* _Exercise prompt_
Give only the number of lines below that contain the word "React".
#### Recorded data
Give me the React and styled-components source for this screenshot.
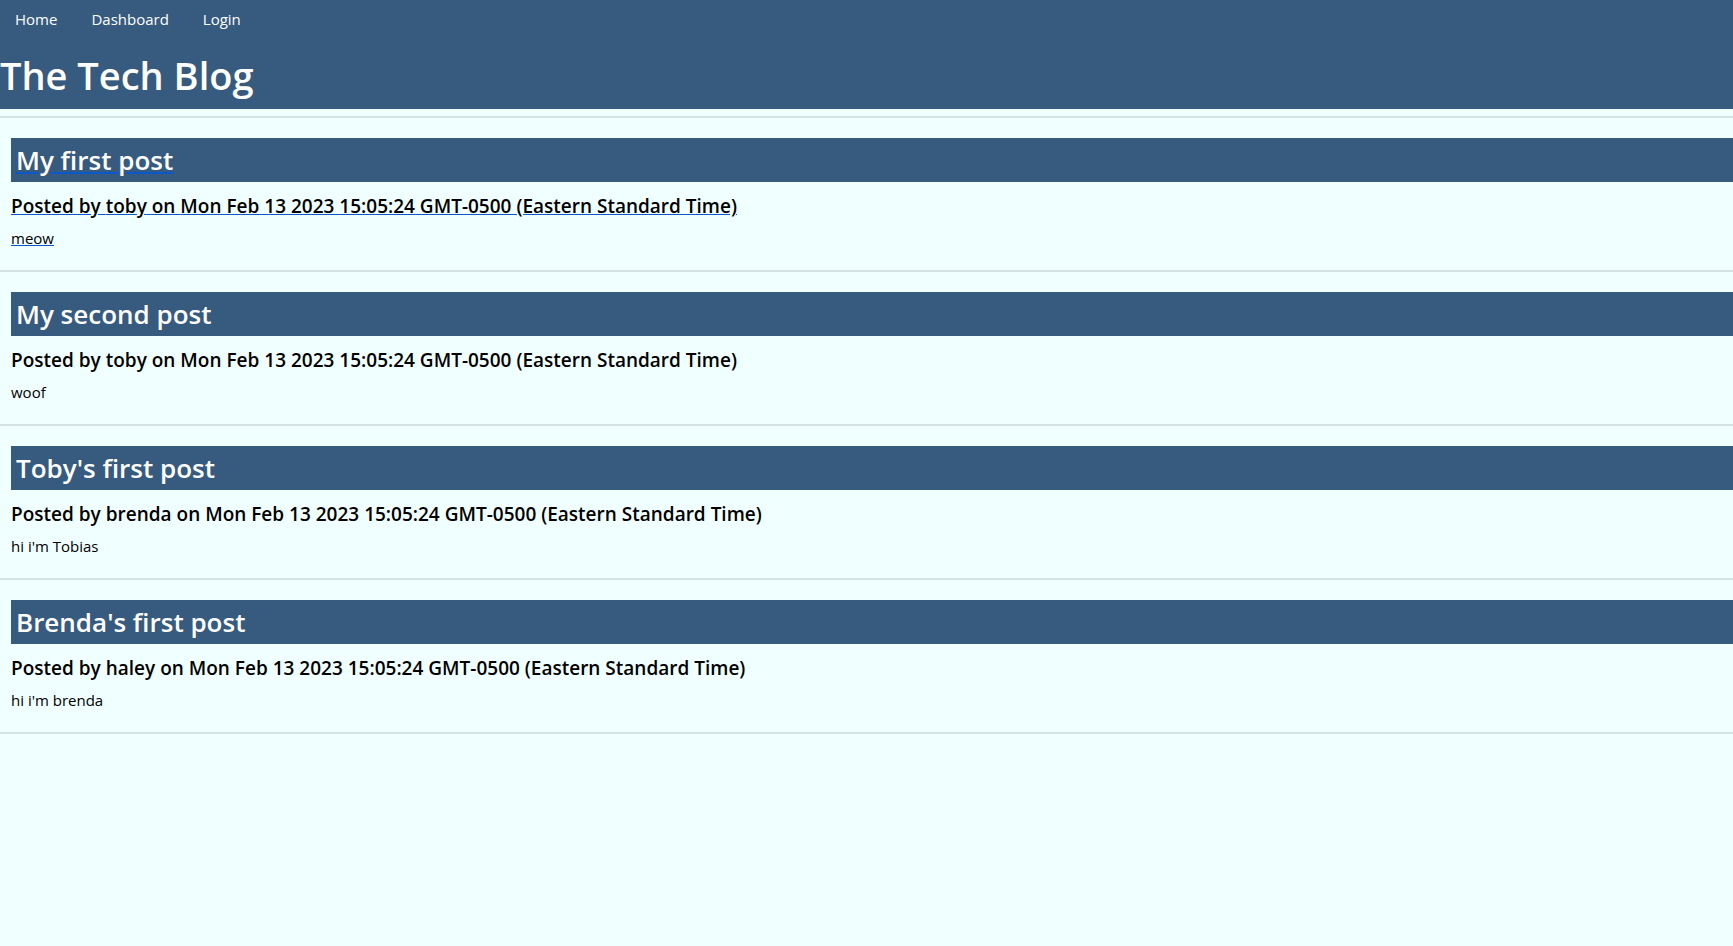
import React from 'react';
import styled, { createGlobalStyle } from 'styled-components';

const GlobalStyle = createGlobalStyle`
  body {
    margin: 0;
    background-color: #f0ffff;
    font-family: "Open Sans", "Noto Sans", sans-serif;
    color: #000;
  }
`;

const Header = styled.header`
  background-color: #375a7f;
  color: #fff;
  height: 109px;
`;

const Nav = styled.nav`
  display: flex;
  height: 40px;
  align-items: center;
`;

const NavLink = styled.a`
  color: #fff;
  text-decoration: none;
  font-size: 15px;
  padding: 0 16px 2px 15px;
  margin-right: 3px;
  cursor: pointer;
`;

const SiteTitle = styled.h1`
  margin: 0;
  font-size: 38px;
  font-weight: 600;
  line-height: 48px;
  padding-top: 11px;
`;

const Divider = styled.div`
  height: 2px;
  margin-top: 7px;
  background-color: #d4e2e2;
`;

const PostList = styled.main`
  display: flex;
  flex-direction: column;
`;

const PostLink = styled.a`
  display: block;
  color: #0a58ca;
  text-decoration: ${p => (p.$hovered ? 'underline' : 'none')};
  border-bottom: 2px solid #d4e2e2;
  padding: 0 0 21px 11px;
  margin-top: 20px;
  cursor: pointer;
`;

const PostTitle = styled.h3`
  margin: 0;
  background-color: #375a7f;
  color: #fff;
  font-size: 26px;
  font-weight: 600;
  line-height: 44px;
  padding-left: 5px;
`;

const PostMeta = styled.p`
  margin: 10px 0 0;
  color: #000;
  font-size: 19px;
  font-weight: 600;
  line-height: 28px;
`;

const PostBody = styled.p`
  margin: 7px 0 0;
  color: #000;
  font-size: 15px;
  line-height: 22px;
`;

const posts = [
  { title: 'My first post', author: 'toby', body: 'meow' },
  { title: 'My second post', author: 'toby', body: 'woof' },
  { title: "Toby's first post", author: 'brenda', body: "hi i'm Tobias" },
  { title: "Brenda's first post", author: 'haley', body: "hi i'm brenda" },
];

const date = 'Mon Feb 13 2023 15:05:24 GMT-0500 (Eastern Standard Time)';

export default function App() {
  return (
    <>
      <GlobalStyle />
      <Header>
        <Nav>
          <NavLink>Home</NavLink>
          <NavLink>Dashboard</NavLink>
          <NavLink>Login</NavLink>
        </Nav>
        <SiteTitle>The Tech Blog</SiteTitle>
      </Header>
      <Divider />
      <PostList>
        {posts.map((post, i) => (
          <PostLink key={post.title} $hovered={i === 0}>
            <PostTitle>{post.title}</PostTitle>
            <PostMeta>Posted by {post.author} on {date}</PostMeta>
            <PostBody>{post.body}</PostBody>
          </PostLink>
        ))}
      </PostList>
    </>
  );
}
########
* _Finished answer_
2